Senin, 1 Oktober 2012

LIPUTAN KHUSUS :Menggairahkan Peremajaan

 
Mulai 2013, tidak ada lagi defisit bahan tanaman karet. Matang sadap bisa dipersingkat dari 4-6 tahun menjadi 3 tahun 3 bulan.

Karakter bisnis karet alam nasional sangat unik. Dari luas lahan sekitar 3,4 juta ha, 85% di antaranya milik petani. “Kita menginginkan supaya karet itu menjadi suatu kekuatan ekonomi yang berbasis masyarakat,” kata Didiek Hadjar Goenadi, Presiden Direktur PT Riset Perkebunan Nusantara (RPN), yang antara lain membawahi Pusat Penelitian Karet.

Sebagai lembaga penelitian, kata pria kelahiran Kediri, 4 April 1958, itu, RPN menciptakan teknologi untuk mengatasi berbagai masalah teknis yang dihadapi pelaku usaha karet, termasuk petani. Melalui Konferensi Nasional Karet, yang bertema, Peningkatan Kinerja Agribisnis Karet melalui Penerapan Teknologi Terkini, “Kita memperoleh masukan untuk pengembangan karet nasional,” tuturnya kepada AGRINA, Rabu (19/9).

Tanaman tua

Menurut Chairil Anwar, Direktur Pusat Penelitian Karet, dari total lahan 3,4 juta ha, yang tanamannya sudah tua (lebih dari 25 tahun) sekitar 300 ribu ha. Sementara laju peremajaan sekitar 50 ribu ha/tahun karena masalah bahan tanaman, permodalan, dan penolakan petani. “Salah satu faktor yang menghambat replanting (peremajaan) adalah reluctance (keengganan) petani membongkar karetnya. Apalagi jika harga lagi bagus,” kata Didiek.

Sebenarnya, petani tidak akan menolak peremajaan bila selama masa tanamannya belum menghasilkan (TBM) ia tidak kekurangan pendapatan. Karena itu, menurut Didiek, peremajaan dipadukan dengan kayu karet yang akan ditebang. Sekarang sudah ada teknologi untuk mengatasi Blue Stain (cendawan mikroskopik yang merusak warna kayu). “Teknologi mengolah kayu karet sudah available,” tambahnya.
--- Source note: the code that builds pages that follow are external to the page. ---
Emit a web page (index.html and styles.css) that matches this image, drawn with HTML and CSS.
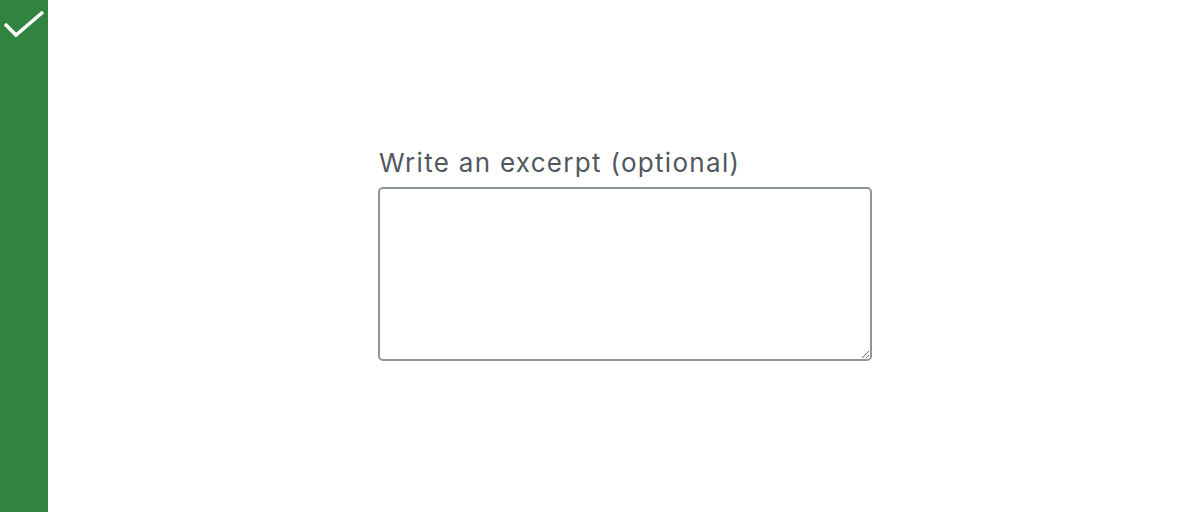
FILE: index.html
```html
<!DOCTYPE html>
<html lang="en">
<head>
    <meta charset="UTF-8">
    <title>Excerpt</title>
    <link rel="stylesheet" href="styles.css">
</head>
<body>
    <div class="sidebar">
        <svg class="check" width="48" height="48" viewBox="0 0 48 48">
            <path d="M5 24 L16 35 L43 12" fill="none" stroke="#fff" stroke-width="3.5"/>
        </svg>
    </div>
    <div class="main">
        <div class="field">
            <label for="excerpt" class="label">Write an excerpt (optional)</label>
            <textarea id="excerpt" class="excerpt"></textarea>
        </div>
    </div>
</body>
</html>
```

FILE: styles.css
```css
body { margin: 0; height: 512px; display: flex; font-family: Inter, "Liberation Sans", Arial, sans-serif; background: #fff; }
.sidebar { width: 48px; background-color: #31843f; flex-shrink: 0; }
.check { display: block; }
.main { flex: 1; display: flex; align-items: center; justify-content: center; }
.field { display: flex; flex-direction: column; width: 494px; margin: 0 0 2px 2px; }
.label { color: #50575e; font-size: 26px; line-height: 28px; letter-spacing: 1.3px; margin: 0 0 10px 1px; }
.excerpt { box-sizing: border-box; width: 494px; height: 174px; border: 2px solid #8f959b; border-radius: 5px; padding: 8px; font-family: inherit; font-size: 16px; resize: vertical; }
```
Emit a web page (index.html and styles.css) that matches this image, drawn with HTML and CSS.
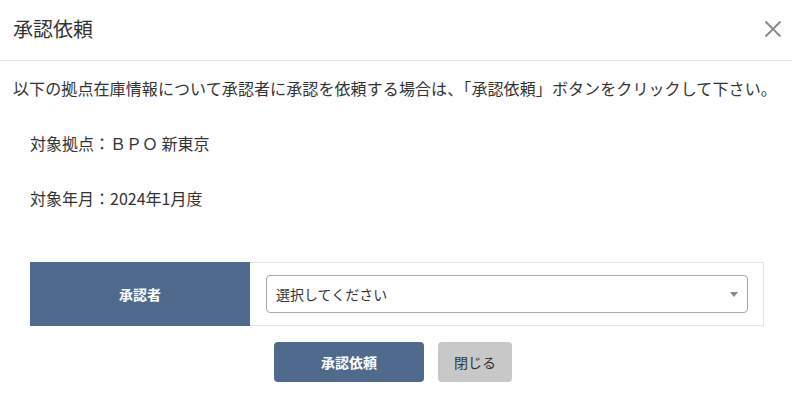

Mutu, karakter, dan sifat kayu karet ini, sambung Didiek, mirip kayu ramin (Gonystylus spp). Kayu ramin ini sangat disukai untuk dibuat perabot rumah tangga, seperti meja kursi, tempat tidur, meja belajar, bingkai foto atau lukisan. “Nah, inilah yang nanti kita gandengkan dengan revitalisasi (peremajaan) sehingga petani karet bisa mendapatkan sekitar Rp60 juta/ha dari kayu karet,” tuturnya.

Petani Tidak Terbebani

Setelah petani menerima peremajaan, pemerintah harus membantu pendanaan dan memberikan insentif. “Dari pendanaan ini, program-program insentif, entah itu bibit, pupuk, dan segala macam, harus diadakan sehingga petani tidak terbebani,” saran Didiek. Toh, petani sudah banyak memberikan manfaat berupa devisa dari karet yang tahun lalu mencapai sekitar US$14,21 miliar.

Mengenai bahan tanaman, menurut doktor Ilmu Tanah dari Universitas Georgia, Amerika Serikat, itu, Pusat Penelitian Karet sudah mengembangkan teknologi okulasi dini (early budding) sehingga dalam beberapa bulan sudah bisa ditanam. Sekarang setiap hektar bisa dihasilkan 200 ribu sampai 300 ribu bahan tanaman. Padahal, sebelumnya hanya 30 ribu bahan tanaman. “Mulai 2013, nggak akan ada lagi defisit bahan tanaman,” tambah alumnus Ilmu Tanah dari IPB itu. Sebelumnya, kapasitas produksi bahan tanaman 10 juta-15 juta/tahun sehingga kita defisit sekitar 30 juta-40 juta.

Dari segi klon, sudah dihasilkan klon untuk kayu karet (lebih mengandalkan hasil kayu selain lateks), klon lateks (mengandalkan hasil lateks), serta klon kayu dan lateks. Selain itu, ada klon yang matang sadap 3 tahun 3 bulan. Selama ini, matang sadap atau tanaman belum menghasilkan itu 4-6 tahun. Jadi, “Masa tunggu atau tidak menghasilkan itu lebih pendek sehingga para petani lebih bergairah (meremajakan tanaman karetnya),” katanya.